Founding Partner, Head of Product and Strategy

Facing 2030: The Future of Market Research

Facing 2030: The Future of Market Research

Note: This article first appeared in the September - November 2020 edition of the Research Society’s publication Research News.

Back in 2010, could we have predicted the state of the world and our industry in 2020?

Some trends like the accelerating migration to online research and panels from face-to-face and telephone interviewing were predictable. The exponential rise of Big Data and machine learning was always on the cards. The waft of privacy concerns was in the air based on the rise of social platforms, but pre ‘Cambridge Analytica’, I don’t think people really understood the implications of customers becoming the product.

Instagram started in 2010, as did Quora, Flipboard and something called Chatroulette. Read into that what you will. Predicting the future is a mugs game indeed. Let’s start with the ‘known knowns’ as of right now.

Time is precious, surveys are cheap and everyone wants to know something.

People don't want to do traditional surveys. It's getting to the point where even conducting a government census is hard. Pollsters can't even pick elections anymore. People are happy to share an opinion if they care about the topic but won't answer the phone from a stranger. They'd rather just jump on reddit and get upvoted or announce their authority via an opinionated Facebook post…

Privacy is already a huge focus globally, and it can only become more important in a world where our faces can be recognised in a crowd, our speech tagged and behaviour predictively modelled. Which brings me to the next point…

We have more and more computing power coming online – we can model things to astonishingly (creepy) accuracy.

We can create fake humans on screen and actors are appearing in films after they die. We are getting closer to passing the Turing Test (faking a human) with believable facsimiles of machine human interfaces.

Yet, with all this technology, productivity growth has actual slowed in the last decade. It is getting harder to squeeze more productivity out of the economy. Maybe that's because we spend all our time on social media being opinionated. Organisations are trying to move at a faster and faster pace and ‘fail cheaply’ but marginal gains are getting harder to find.

Back in 2010, touch screens were ‘wow’, but devices are now clearly moving towards voice interfaces. Menus and tabs are so yesterday. Voice is in your car, your home - suddenly talking to a block of plastic is normal.

So, where to for our not-so-little $80b+ world of market research? Let’s focus on some reasonable extrapolations:

Prediction 1: Conversation > tick boxes

People like expressing themselves in words – written or verbal. That’s why Conversational AI is the next generation of insights. Why ask someone to rate something, when you can tell by their tone of voice or choice of words? This is truly exciting and better for both businesses and consumers. You can tell the bot to #*&! off and it won’t even get mad – just empathise. This technology is improving exponentially and for the first time we have the analytics to ACTUALLY make sense of it. The amount of quality text information you get through Conversational AI is 275% greater compared to a structured survey.

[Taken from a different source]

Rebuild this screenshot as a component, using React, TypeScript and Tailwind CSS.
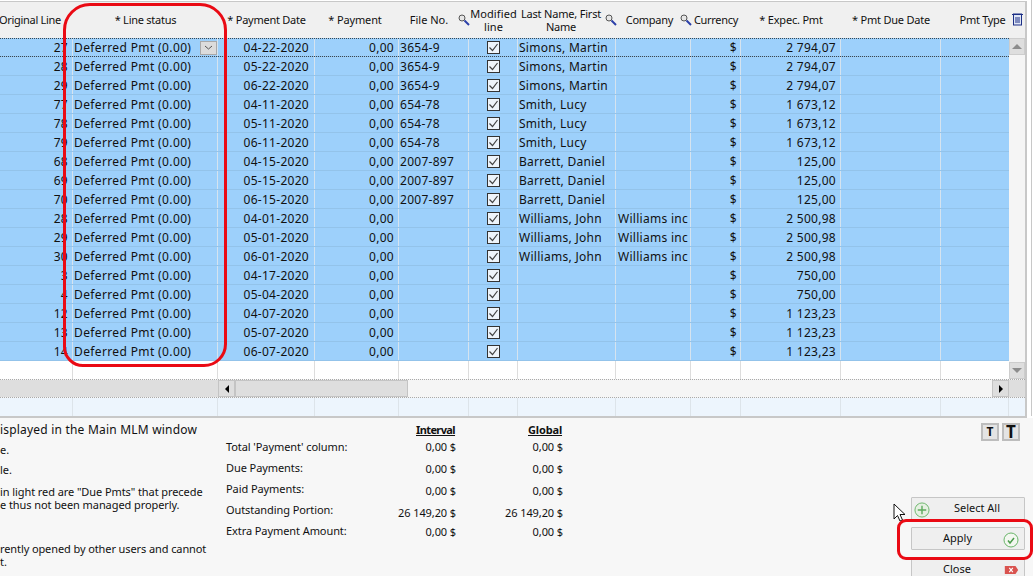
import React from 'react'

const grid = "grid grid-cols-[73px_145px_97px_84px_70px_49px_98px_75px_50px_100px_100px_68px]"

const rows = [
  ["27", "04-22-2020", "0,00", "3654-9", "Simons, Martin", "", "2 794,07"],
  ["28", "05-22-2020", "0,00", "3654-9", "Simons, Martin", "", "2 794,07"],
  ["29", "06-22-2020", "0,00", "3654-9", "Simons, Martin", "", "2 794,07"],
  ["77", "04-11-2020", "0,00", "654-78", "Smith, Lucy", "", "1 673,12"],
  ["78", "05-11-2020", "0,00", "654-78", "Smith, Lucy", "", "1 673,12"],
  ["79", "06-11-2020", "0,00", "654-78", "Smith, Lucy", "", "1 673,12"],
  ["68", "04-15-2020", "0,00", "2007-897", "Barrett, Daniel", "", "125,00"],
  ["69", "05-15-2020", "0,00", "2007-897", "Barrett, Daniel", "", "125,00"],
  ["70", "06-15-2020", "0,00", "2007-897", "Barrett, Daniel", "", "125,00"],
  ["28", "04-01-2020", "0,00", "", "Williams, John", "Williams inc", "2 500,98"],
  ["29", "05-01-2020", "0,00", "", "Williams, John", "Williams inc", "2 500,98"],
  ["30", "06-01-2020", "0,00", "", "Williams, John", "Williams inc", "2 500,98"],
  ["3", "04-17-2020", "0,00", "", "", "", "750,00"],
  ["4", "05-04-2020", "0,00", "", "", "", "750,00"],
  ["12", "04-07-2020", "0,00", "", "", "", "1 123,23"],
  ["13", "05-07-2020", "0,00", "", "", "", "1 123,23"],
  ["14", "06-07-2020", "0,00", "", "", "", "1 123,23"],
]

const totals = [
  ["Total 'Payment' column:", "0,00 $", "0,00 $", "top-[447px]", "top-[447px]"],
  ["Due Payments:", "0,00 $", "0,00 $", "top-[468px]", "top-[469px]"],
  ["Paid Payments:", "0,00 $", "0,00 $", "top-[489px]", "top-[491px]"],
  ["Outstanding Portion:", "26 149,20 $", "26 149,20 $", "top-[510px]", "top-[513px]"],
  ["Extra Payment Amount:", "0,00 $", "0,00 $", "top-[531px]", "top-[532px]"],
]

const helpLines = [
  ["isplayed in the Main MLM window", "top-[423px] text-[12px] tracking-[0.2px]"],
  ["e.", "top-[443px]"],
  ["le.", "top-[463px]"],
  ['in light red are "Due Pmts" that precede', "top-[485px] tracking-[-0.08px]"],
  ["e thus not been managed properly.", "top-[498px] tracking-[-0.08px]"],
  ["rently opened by other users and cannot", "top-[542px] tracking-[-0.1px]"],
  ["t.", "top-[555px]"],
]

const Lens = ({ x }: { x: string }) => (
  <svg className={"absolute top-[12px] " + x} width="12" height="12" viewBox="0 0 12 12" fill="none">
    <circle cx="4" cy="4" r="3" fill="#e6e6e6" stroke="#555" />
    <path d="M6.5 6.5l4.5 4.5" stroke="#2b3fa8" strokeWidth="2" />
  </svg>
)

const Check = () => (
  <svg width="13" height="13" viewBox="0 0 13 13" fill="none" className="block">
    <rect x="0.5" y="0.5" width="12" height="12" fill="#eef4fa" stroke="#333" />
    <path d="M2.5 6.5l3 3 5-6.5" stroke="#444" strokeWidth="1.2" />
  </svg>
)

const Head = ({ className, children }: { className: string; children: React.ReactNode }) => (
  <div className={"flex items-center h-full pb-[1px] leading-[13px] text-[11px] " + className}>{children}</div>
)

const Cell = ({ className, children }: { className?: string; children?: React.ReactNode }) => (
  <div className={"h-full pt-[1px] border-r border-[#d5e3ef] flex items-center whitespace-nowrap overflow-hidden tracking-[0.28px] " + (className || "")}>{children}</div>
)

export default function App() {
  return (
    <div className="relative w-[1033px] h-[576px] overflow-hidden bg-white font-['DejaVu_Sans',sans-serif] text-[12px] text-[#111]">
      <div className="absolute left-[1031px] top-0 w-px h-[416px] bg-[#c8c8c8]" />

      {/* grid */}
      <div className="absolute left-0 top-[1px] w-[1027px] h-[417px] border-t border-r-2 border-b-2 border-[#c8c8c8] bg-white">
        <div className={grid + " h-[36px] bg-[#f0f0f0] relative"}>
          <Head className="justify-end pr-[12px] whitespace-nowrap tracking-[-0.3px]">Original Line</Head>
          <Head className="justify-center tracking-[-0.25px]">* Line status</Head>
          <Head className="justify-center tracking-[-0.25px]">* Payment Date</Head>
          <Head className="justify-center pr-[4px] tracking-[-0.15px]">* Payment</Head>
          <Head className="justify-center pr-[10px]">File No.</Head>
          <Head className="justify-center text-center tracking-[0.1px]">Modified<br />line</Head>
          <Head className="justify-center text-center pr-[14px] pl-[2px] tracking-[-0.2px]">Last Name, First Name</Head>
          <Head className="justify-end pr-[18px] tracking-[-0.3px]">Company</Head>
          <Head className="justify-end pr-[3px] tracking-[-0.3px]">Currency</Head>
          <Head className="justify-center tracking-[-0.2px]">* Expec. Pmt</Head>
          <Head className="justify-center tracking-[-0.2px]">* Pmt Due Date</Head>
          <Head className="justify-center pl-[15px] tracking-[-0.3px] whitespace-nowrap">Pmt Type</Head>
        </div>
        <Lens x="left-[458px]" />
        <Lens x="left-[605px]" />
        <Lens x="left-[680px]" />
        <svg className="absolute left-[1012px] top-[11px]" width="11" height="13" viewBox="0 0 11 13" fill="none">
          <rect x="1.5" y="1" width="8" height="11" fill="#dfe6f6" stroke="#1c2f86" />
          <path d="M0 1.5h11M3 5h5M3 7h5M3 9h5" stroke="#1c2f86" />
        </svg>

        <div className="w-[1009px]">
          {rows.map((r, i) => (
            <div key={i} className={grid + " h-[19px] bg-[#9dd0fb] border-b border-[#93c3ea]"}>
              <Cell className="justify-end pr-[4px]">{r[0]}</Cell>
              <Cell className="justify-between pl-[1px]">
                <span className="tracking-[0.37px]">Deferred Pmt (0.00)</span>
                {i === 0 && (
                  <span className="w-[17px] h-[14px] bg-[#dcdcdc] border border-[#a9a9a9] flex items-center justify-center">
                    <svg width="9" height="5" viewBox="0 0 9 5" fill="none"><path d="M1 1l3.5 3L8 1" stroke="#555" /></svg>
                  </span>
                )}
              </Cell>
              <Cell className="justify-end pr-[5px]">{r[1]}</Cell>
              <Cell className="justify-end pr-[4px]">{r[2]}</Cell>
              <Cell className="pl-[1px]">{r[3]}</Cell>
              <Cell className="justify-center"><Check /></Cell>
              <Cell className="pl-[1px]">{r[4]}</Cell>
              <Cell className="pl-[2px]">{r[5]}</Cell>
              <Cell className="justify-end pr-[3px]">$</Cell>
              <Cell className="justify-end pr-[4px]">{r[6]}</Cell>
              <Cell />
              <Cell className="border-r-0" />
            </div>
          ))}
          <div className={grid + " h-[18px]"}>
            {Array.from({ length: 11 }).map((_, i) => (
              <div key={i} className="border-r border-[#dddddd]" />
            ))}
          </div>
        </div>

        {/* focus lines of the current row */}
        <div className="absolute left-0 top-[36px] w-[1009px] h-[19px] border-y border-dotted border-[#3a4650]" />

        {/* vertical scrollbar */}
        <div className="absolute left-[1009px] top-[36px] w-[16px] h-[341px] bg-[#f5f5f5] flex flex-col justify-between">
          <div className="h-[17px] bg-[#dedede] border border-[#cdcdcd] flex items-center justify-center">
            <div className="w-0 h-0 border-x-[5px] border-x-transparent border-b-[5px] border-b-[#8c8c8c]" />
          </div>
          <div className="h-[17px] bg-[#dedede] border border-[#cdcdcd] flex items-center justify-center">
            <div className="w-0 h-0 border-x-[5px] border-x-transparent border-t-[5px] border-t-[#8c8c8c]" />
          </div>
        </div>

        {/* horizontal scrollbar */}
        <div className="absolute left-0 top-[377px] w-[1025px] h-[19px] flex border-y border-dotted border-[#aaaaaa] bg-[#f5f5f5]">
          <div className="w-[218px] bg-[#dedede]" />
          <div className="w-[17px] bg-[#dedede] border border-[#c4c4c4] flex items-center justify-center">
            <div className="w-0 h-0 border-y-[4px] border-y-transparent border-r-[4px] border-r-black" />
          </div>
          <div className="w-[173px] bg-[#dedede] border border-[#c4c4c4]" />
          <div className="w-[584px]" />
          <div className="w-[17px] bg-[#dedede] border border-[#c4c4c4] flex items-center justify-center">
            <div className="w-0 h-0 border-y-[4px] border-y-transparent border-l-[4px] border-l-black" />
          </div>
          <div className="flex-1 bg-[#dedede]" />
        </div>

        {/* total row */}
        <div className={grid + " absolute left-0 top-[396px] w-[1025px] h-[18px] bg-[#edf5fd]"}>
          {Array.from({ length: 12 }).map((_, i) => (
            <div key={i} className="border-r border-[#dde4ea]" />
          ))}
        </div>
      </div>

      {/* lower panel */}
      <div className="absolute left-0 top-[418px] w-[1033px] h-[158px] bg-[#f7f7f7]" />

      {helpLines.map(([t, c]) => (
        <div key={t} className={"absolute left-0 whitespace-nowrap text-[11px] leading-[14px] " + c}>{t}</div>
      ))}

      <div className="absolute left-[416px] top-[423px] text-[11px] leading-[14px] font-bold underline tracking-[-0.6px]">Interval</div>
      <div className="absolute left-[528px] top-[423px] text-[11px] leading-[14px] font-bold underline tracking-[-0.15px]">Global</div>
      {totals.map(([label, a, b, lt, vt]) => (
        <React.Fragment key={label}>
          <div className={"absolute left-[226px] text-[11px] leading-[14px] whitespace-nowrap -mt-[7px] tracking-[-0.08px] " + lt}>{label}</div>
          <div className={"absolute right-[577px] text-[11px] leading-[14px] whitespace-nowrap -mt-[7px] tracking-[-0.1px] " + vt}>{a}</div>
          <div className={"absolute right-[470px] text-[11px] leading-[14px] whitespace-nowrap -mt-[7px] tracking-[-0.1px] " + vt}>{b}</div>
        </React.Fragment>
      ))}

      {/* font size buttons */}
      <div className="absolute left-[981px] top-[423px] w-[18px] h-[18px] bg-[#e4e4e4] border-2 border-[#bdbdbd] flex items-center justify-center font-['Liberation_Serif',serif] font-bold text-[12px]">T</div>
      <div className="absolute left-[1002px] top-[423px] w-[18px] h-[18px] bg-[#e4e4e4] border-2 border-[#bdbdbd] flex items-center justify-center font-['Liberation_Serif',serif] font-bold text-[17px]">T</div>

      {/* buttons */}
      <div className="absolute left-[911px] top-[497px] w-[114px] h-[23px] bg-[#efefef] border border-[#c6c6c6] rounded-[1px] flex items-center justify-center pl-[18px] text-[11px]">Select All</div>
      <svg className="absolute left-[914px] top-[502px]" width="16" height="16" viewBox="0 0 17 17" fill="none">
        <circle cx="8.5" cy="8.5" r="7.5" fill="#e6f0e2" stroke="#6ab56a" />
        <path d="M8.5 4v9M4 8.5h9" stroke="#5eab5e" strokeWidth="1.5" />
      </svg>
      <div className="absolute left-[911px] top-[527px] w-[114px] h-[23px] bg-[#efefef] border border-[#c6c6c6] rounded-[1px] flex items-center pl-[31px] text-[11px]">Apply</div>
      <svg className="absolute left-[1003px] top-[532px]" width="16" height="16" viewBox="0 0 16 16" fill="none">
        <circle cx="8" cy="8" r="7" fill="#f3f7f0" stroke="#6ab56a" />
        <path d="M5 8.5l2 2.5 4-5" stroke="#4b9b4b" strokeWidth="1.5" />
      </svg>
      <div className="absolute left-[911px] top-[557px] w-[114px] h-[24px] bg-[#efefef] border border-[#c6c6c6] rounded-[1px] flex items-center pl-[31px] text-[11px]">Close</div>
      <svg className="absolute left-[1004px] top-[566px]" width="15" height="8" viewBox="0 0 15 9" fill="none">
        <path d="M0 0h12l3 4.5-3 4.5H0z" fill="#d9534f" />
        <path d="M5 2l4 5M9 2L5 7" stroke="#fff" strokeWidth="1.3" />
      </svg>

      {/* mouse pointer */}
      <svg className="absolute left-[893px] top-[503px]" width="13" height="19" viewBox="0 0 13 19" fill="none">
        <path d="M1 1v15l3.5-3.5 2.5 5.5 2.5-1-2.5-5.5H12z" fill="#fff" stroke="#111" />
      </svg>

      {/* red annotations */}
      <div className="absolute left-[63px] top-[3px] w-[164px] h-[364px] border-[3px] border-[#ea0a14] rounded-[27px_27px_23px_20px]" />
      <div className="absolute left-[897px] top-[519px] w-[136px] h-[41px] border-[3px] border-[#ea0a14] rounded-[9px]" />
    </div>
  )
}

Prediction 2: Don’t do another survey, just improve your model

If you pile enough data into a neural net, you can model the world. If you have a world model, you don’t need to do research, you can use your model to predict a result and it will give you the answer in next to no-time. The company with the best world model wins. To get a sense of how quickly this is moving forward, read this article on a language model with 175 billion parameters.

Prediction 3: Insights on the desktop

The days where a research process must be managed by a team of people are coming to an end. Great systems deliver insights in real-time on demand; they answer questions, interact with people at work and support decisions. Think ‘decision support systems’ powered by sophisticated models and delivered by AI voice interfaces at work.

Prediction 4: Guided insights, not dashboards

Dashboards will remain important, but you won’t have to search what you’re looking for – it will be delivered to you before you know you need it. “Bob, you need to know that satisfaction is trending down because people are running out of toilet paper and can’t wipe their butts’. ‘John, it seems there are some people in New York are talking about activated almonds. This is also trending on Reddit’. Join the dots, spot the trends, react faster, get ahead.


One more prediction for the road - We are realising collectively that our planet’s resources are finite, and that continuous GDP growth is unrealistic. The majority of market research is about growth and finding ways to sustain it. My hope is that in 2030, we are spending more time understanding how to live sustainably and develop ideas for doing more with less and being happier without consumption. Now, there is something that makes me excited.